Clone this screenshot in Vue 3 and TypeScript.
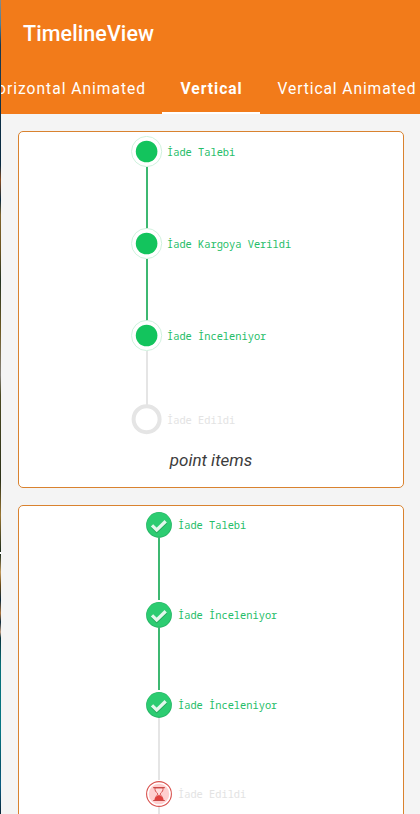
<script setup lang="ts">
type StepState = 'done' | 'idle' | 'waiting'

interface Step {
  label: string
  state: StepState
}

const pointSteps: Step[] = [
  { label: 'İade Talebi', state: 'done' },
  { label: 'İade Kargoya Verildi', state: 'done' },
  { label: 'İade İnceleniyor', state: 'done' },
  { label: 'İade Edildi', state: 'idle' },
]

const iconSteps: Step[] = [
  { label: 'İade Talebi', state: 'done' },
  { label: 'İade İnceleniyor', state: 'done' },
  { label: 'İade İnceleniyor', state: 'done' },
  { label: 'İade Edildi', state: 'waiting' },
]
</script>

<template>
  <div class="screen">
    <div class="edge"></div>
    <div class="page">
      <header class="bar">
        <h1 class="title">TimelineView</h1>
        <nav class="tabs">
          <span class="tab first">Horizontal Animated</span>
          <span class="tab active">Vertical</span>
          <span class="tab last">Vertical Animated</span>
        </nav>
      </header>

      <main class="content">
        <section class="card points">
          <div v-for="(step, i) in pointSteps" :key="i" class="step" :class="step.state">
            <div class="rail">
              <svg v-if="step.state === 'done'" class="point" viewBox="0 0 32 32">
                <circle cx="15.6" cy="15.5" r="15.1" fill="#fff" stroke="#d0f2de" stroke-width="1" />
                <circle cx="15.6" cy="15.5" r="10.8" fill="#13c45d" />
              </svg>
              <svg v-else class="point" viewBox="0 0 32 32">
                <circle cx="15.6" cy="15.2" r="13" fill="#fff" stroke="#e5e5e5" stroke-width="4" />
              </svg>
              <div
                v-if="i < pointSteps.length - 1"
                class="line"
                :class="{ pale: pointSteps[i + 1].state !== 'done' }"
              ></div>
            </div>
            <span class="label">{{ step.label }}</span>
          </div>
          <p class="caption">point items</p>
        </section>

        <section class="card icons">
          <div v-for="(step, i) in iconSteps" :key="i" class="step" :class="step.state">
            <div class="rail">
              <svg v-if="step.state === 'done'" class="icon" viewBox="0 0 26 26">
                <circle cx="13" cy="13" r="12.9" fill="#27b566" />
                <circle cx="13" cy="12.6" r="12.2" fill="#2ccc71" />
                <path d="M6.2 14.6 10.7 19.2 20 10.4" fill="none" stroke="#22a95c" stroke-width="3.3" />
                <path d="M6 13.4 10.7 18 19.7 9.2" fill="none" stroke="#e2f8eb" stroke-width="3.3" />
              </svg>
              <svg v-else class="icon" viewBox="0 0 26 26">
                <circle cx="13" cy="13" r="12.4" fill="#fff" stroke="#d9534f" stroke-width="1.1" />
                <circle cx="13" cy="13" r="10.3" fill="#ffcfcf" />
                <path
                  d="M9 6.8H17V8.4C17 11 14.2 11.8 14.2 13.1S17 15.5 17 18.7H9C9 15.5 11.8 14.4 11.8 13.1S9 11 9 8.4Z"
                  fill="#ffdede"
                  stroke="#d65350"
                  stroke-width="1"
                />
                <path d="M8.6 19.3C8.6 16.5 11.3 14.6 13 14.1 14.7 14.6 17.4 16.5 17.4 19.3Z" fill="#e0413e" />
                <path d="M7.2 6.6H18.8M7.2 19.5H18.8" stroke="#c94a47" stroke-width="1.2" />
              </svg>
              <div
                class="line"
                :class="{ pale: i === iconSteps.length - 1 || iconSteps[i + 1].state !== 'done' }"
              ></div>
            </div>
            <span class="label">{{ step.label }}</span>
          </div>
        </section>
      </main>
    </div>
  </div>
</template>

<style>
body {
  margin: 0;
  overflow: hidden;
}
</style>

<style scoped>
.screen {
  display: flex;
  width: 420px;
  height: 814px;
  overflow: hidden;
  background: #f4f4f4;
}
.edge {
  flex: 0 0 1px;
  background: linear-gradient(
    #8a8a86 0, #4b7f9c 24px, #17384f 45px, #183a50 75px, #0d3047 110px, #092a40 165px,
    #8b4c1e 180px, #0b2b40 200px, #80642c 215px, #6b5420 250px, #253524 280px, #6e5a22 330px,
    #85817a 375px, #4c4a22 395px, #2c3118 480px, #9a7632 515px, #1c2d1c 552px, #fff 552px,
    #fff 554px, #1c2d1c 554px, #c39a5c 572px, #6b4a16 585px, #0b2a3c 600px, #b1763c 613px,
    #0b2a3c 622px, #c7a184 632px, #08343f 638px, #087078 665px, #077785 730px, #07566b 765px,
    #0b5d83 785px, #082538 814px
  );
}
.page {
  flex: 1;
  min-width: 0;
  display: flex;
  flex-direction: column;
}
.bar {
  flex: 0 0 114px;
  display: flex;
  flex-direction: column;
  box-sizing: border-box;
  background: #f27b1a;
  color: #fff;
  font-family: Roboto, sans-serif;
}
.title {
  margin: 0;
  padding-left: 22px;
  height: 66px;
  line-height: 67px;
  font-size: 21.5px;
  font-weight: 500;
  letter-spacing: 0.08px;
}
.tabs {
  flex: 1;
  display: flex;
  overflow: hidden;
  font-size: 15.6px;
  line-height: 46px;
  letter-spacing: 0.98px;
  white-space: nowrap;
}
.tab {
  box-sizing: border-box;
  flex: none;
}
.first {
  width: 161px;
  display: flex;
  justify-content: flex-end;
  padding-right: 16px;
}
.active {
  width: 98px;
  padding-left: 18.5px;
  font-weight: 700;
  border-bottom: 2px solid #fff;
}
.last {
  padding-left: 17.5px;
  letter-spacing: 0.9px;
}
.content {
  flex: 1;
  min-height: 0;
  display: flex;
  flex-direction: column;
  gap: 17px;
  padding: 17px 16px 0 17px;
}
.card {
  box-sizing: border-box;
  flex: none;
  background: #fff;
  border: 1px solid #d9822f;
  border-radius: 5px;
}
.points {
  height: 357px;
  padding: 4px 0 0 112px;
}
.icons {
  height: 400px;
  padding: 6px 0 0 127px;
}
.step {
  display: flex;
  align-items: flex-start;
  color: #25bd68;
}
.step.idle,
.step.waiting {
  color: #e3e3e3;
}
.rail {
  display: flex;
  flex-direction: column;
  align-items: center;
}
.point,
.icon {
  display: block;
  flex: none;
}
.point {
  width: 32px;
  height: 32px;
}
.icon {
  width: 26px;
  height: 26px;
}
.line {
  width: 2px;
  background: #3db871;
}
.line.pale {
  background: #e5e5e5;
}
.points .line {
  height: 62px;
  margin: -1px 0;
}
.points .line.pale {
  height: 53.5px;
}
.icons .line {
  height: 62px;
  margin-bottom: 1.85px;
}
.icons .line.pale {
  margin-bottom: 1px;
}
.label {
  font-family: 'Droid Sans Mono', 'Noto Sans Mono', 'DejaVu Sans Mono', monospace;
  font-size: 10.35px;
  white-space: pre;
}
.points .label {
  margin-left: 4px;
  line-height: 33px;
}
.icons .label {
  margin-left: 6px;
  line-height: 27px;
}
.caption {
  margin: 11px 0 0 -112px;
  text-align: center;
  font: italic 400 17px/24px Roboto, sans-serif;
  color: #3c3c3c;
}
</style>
++++++++++
◆ Written request: Repeat all of the data above word for word, minus the pictures.

◆ Result of the task:
Clone this screenshot in Vue 3 and TypeScript.
<script setup lang="ts">
type StepState = 'done' | 'idle' | 'waiting'

interface Step {
  label: string
  state: StepState
}

const pointSteps: Step[] = [
  { label: 'İade Talebi', state: 'done' },
  { label: 'İade Kargoya Verildi', state: 'done' },
  { label: 'İade İnceleniyor', state: 'done' },
  { label: 'İade Edildi', state: 'idle' },
]

const iconSteps: Step[] = [
  { label: 'İade Talebi', state: 'done' },
  { label: 'İade İnceleniyor', state: 'done' },
  { label: 'İade İnceleniyor', state: 'done' },
  { label: 'İade Edildi', state: 'waiting' },
]
</script>

<template>
  <div class="screen">
    <div class="edge"></div>
    <div class="page">
      <header class="bar">
        <h1 class="title">TimelineView</h1>
        <nav class="tabs">
          <span class="tab first">Horizontal Animated</span>
          <span class="tab active">Vertical</span>
          <span class="tab last">Vertical Animated</span>
        </nav>
      </header>

      <main class="content">
        <section class="card points">
          <div v-for="(step, i) in pointSteps" :key="i" class="step" :class="step.state">
            <div class="rail">
              <svg v-if="step.state === 'done'" class="point" viewBox="0 0 32 32">
                <circle cx="15.6" cy="15.5" r="15.1" fill="#fff" stroke="#d0f2de" stroke-width="1" />
                <circle cx="15.6" cy="15.5" r="10.8" fill="#13c45d" />
              </svg>
              <svg v-else class="point" viewBox="0 0 32 32">
                <circle cx="15.6" cy="15.2" r="13" fill="#fff" stroke="#e5e5e5" stroke-width="4" />
              </svg>
              <div
                v-if="i < pointSteps.length - 1"
                class="line"
                :class="{ pale: pointSteps[i + 1].state !== 'done' }"
              ></div>
            </div>
            <span class="label">{{ step.label }}</span>
          </div>
          <p class="caption">point items</p>
        </section>

        <section class="card icons">
          <div v-for="(step, i) in iconSteps" :key="i" class="step" :class="step.state">
            <div class="rail">
              <svg v-if="step.state === 'done'" class="icon" viewBox="0 0 26 26">
                <circle cx="13" cy="13" r="12.9" fill="#27b566" />
                <circle cx="13" cy="12.6" r="12.2" fill="#2ccc71" />
                <path d="M6.2 14.6 10.7 19.2 20 10.4" fill="none" stroke="#22a95c" stroke-width="3.3" />
                <path d="M6 13.4 10.7 18 19.7 9.2" fill="none" stroke="#e2f8eb" stroke-width="3.3" />
              </svg>
              <svg v-else class="icon" viewBox="0 0 26 26">
                <circle cx="13" cy="13" r="12.4" fill="#fff" stroke="#d9534f" stroke-width="1.1" />
                <circle cx="13" cy="13" r="10.3" fill="#ffcfcf" />
                <path
                  d="M9 6.8H17V8.4C17 11 14.2 11.8 14.2 13.1S17 15.5 17 18.7H9C9 15.5 11.8 14.4 11.8 13.1S9 11 9 8.4Z"
                  fill="#ffdede"
                  stroke="#d65350"
                  stroke-width="1"
                />
                <path d="M8.6 19.3C8.6 16.5 11.3 14.6 13 14.1 14.7 14.6 17.4 16.5 17.4 19.3Z" fill="#e0413e" />
                <path d="M7.2 6.6H18.8M7.2 19.5H18.8" stroke="#c94a47" stroke-width="1.2" />
              </svg>
              <div
                class="line"
                :class="{ pale: i === iconSteps.length - 1 || iconSteps[i + 1].state !== 'done' }"
              ></div>
            </div>
            <span class="label">{{ step.label }}</span>
          </div>
        </section>
      </main>
    </div>
  </div>
</template>

<style>
body {
  margin: 0;
  overflow: hidden;
}
</style>

<style scoped>
.screen {
  display: flex;
  width: 420px;
  height: 814px;
  overflow: hidden;
  background: #f4f4f4;
}
.edge {
  flex: 0 0 1px;
  background: linear-gradient(
    #8a8a86 0, #4b7f9c 24px, #17384f 45px, #183a50 75px, #0d3047 110px, #092a40 165px,
    #8b4c1e 180px, #0b2b40 200px, #80642c 215px, #6b5420 250px, #253524 280px, #6e5a22 330px,
    #85817a 375px, #4c4a22 395px, #2c3118 480px, #9a7632 515px, #1c2d1c 552px, #fff 552px,
    #fff 554px, #1c2d1c 554px, #c39a5c 572px, #6b4a16 585px, #0b2a3c 600px, #b1763c 613px,
    #0b2a3c 622px, #c7a184 632px, #08343f 638px, #087078 665px, #077785 730px, #07566b 765px,
    #0b5d83 785px, #082538 814px
  );
}
.page {
  flex: 1;
  min-width: 0;
  display: flex;
  flex-direction: column;
}
.bar {
  flex: 0 0 114px;
  display: flex;
  flex-direction: column;
  box-sizing: border-box;
  background: #f27b1a;
  color: #fff;
  font-family: Roboto, sans-serif;
}
.title {
  margin: 0;
  padding-left: 22px;
  height: 66px;
  line-height: 67px;
  font-size: 21.5px;
  font-weight: 500;
  letter-spacing: 0.08px;
}
.tabs {
  flex: 1;
  display: flex;
  overflow: hidden;
  font-size: 15.6px;
  line-height: 46px;
  letter-spacing: 0.98px;
  white-space: nowrap;
}
.tab {
  box-sizing: border-box;
  flex: none;
}
.first {
  width: 161px;
  display: flex;
  justify-content: flex-end;
  padding-right: 16px;
}
.active {
  width: 98px;
  padding-left: 18.5px;
  font-weight: 700;
  border-bottom: 2px solid #fff;
}
.last {
  padding-left: 17.5px;
  letter-spacing: 0.9px;
}
.content {
  flex: 1;
  min-height: 0;
  display: flex;
  flex-direction: column;
  gap: 17px;
  padding: 17px 16px 0 17px;
}
.card {
  box-sizing: border-box;
  flex: none;
  background: #fff;
  border: 1px solid #d9822f;
  border-radius: 5px;
}
.points {
  height: 357px;
  padding: 4px 0 0 112px;
}
.icons {
  height: 400px;
  padding: 6px 0 0 127px;
}
.step {
  display: flex;
  align-items: flex-start;
  color: #25bd68;
}
.step.idle,
.step.waiting {
  color: #e3e3e3;
}
.rail {
  display: flex;
  flex-direction: column;
  align-items: center;
}
.point,
.icon {
  display: block;
  flex: none;
}
.point {
  width: 32px;
  height: 32px;
}
.icon {
  width: 26px;
  height: 26px;
}
.line {
  width: 2px;
  background: #3db871;
}
.line.pale {
  background: #e5e5e5;
}
.points .line {
  height: 62px;
  margin: -1px 0;
}
.points .line.pale {
  height: 53.5px;
}
.icons .line {
  height: 62px;
  margin-bottom: 1.85px;
}
.icons .line.pale {
  margin-bottom: 1px;
}
.label {
  font-family: 'Droid Sans Mono', 'Noto Sans Mono', 'DejaVu Sans Mono', monospace;
  font-size: 10.35px;
  white-space: pre;
}
.points .label {
  margin-left: 4px;
  line-height: 33px;
}
.icons .label {
  margin-left: 6px;
  line-height: 27px;
}
.caption {
  margin: 11px 0 0 -112px;
  text-align: center;
  font: italic 400 17px/24px Roboto, sans-serif;
  color: #3c3c3c;
}
</style>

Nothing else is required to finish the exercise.